Mientras se perciba esta transición como un mero cambio de enchufe, del cual se beneficiarán las empresas que nos han traído hasta este abismo civilizatorio, habrá un porcentaje importante de población y territorios enteros que no transigirán con ella. Da lo mismo que se les presenten tablas con toneladas de dióxido de carbono y megavatios producidos si sienten que ello no tiene ningún impacto positivo en su vida y en su entorno. Si ven cómo únicamente se dedican a nutrir a las urbes, en un esfuerzo sin fin por tratar de saciar su glotonería energética. El relato es aquí más importante que la frialdad de los datos, puesto que esta oposición es humana, previsible, legítima.

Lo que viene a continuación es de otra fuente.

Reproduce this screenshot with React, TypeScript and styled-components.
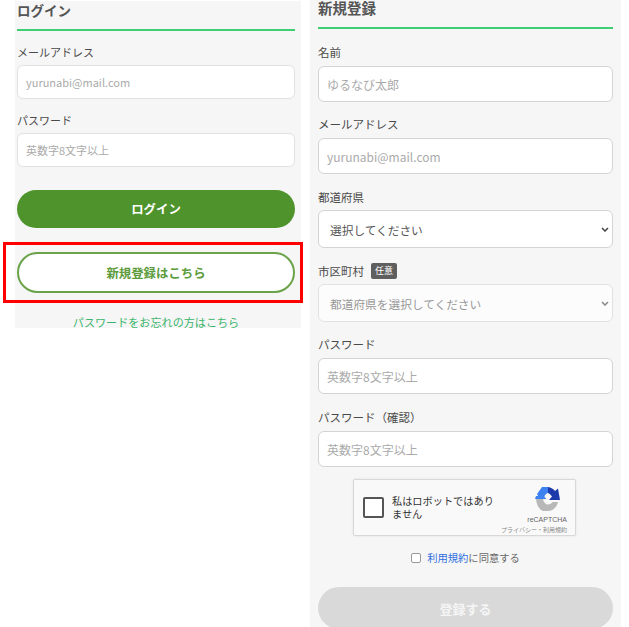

¿Bastará con revestir de placas solares los edificios residenciales, los polígonos industriales, las grandes avenidas, los cementerios y los párquines? Es posible que no, y así lo indican algunos estudios solventes, pero el derecho como sociedad a hacernos esa pregunta sólo lo adquiriremos cuando entendamos que la salida de este laberinto la indican los rótulos luminosos de la justicia, el territorio y las personas, no el cegador chisporroteo de los megavatios verdes.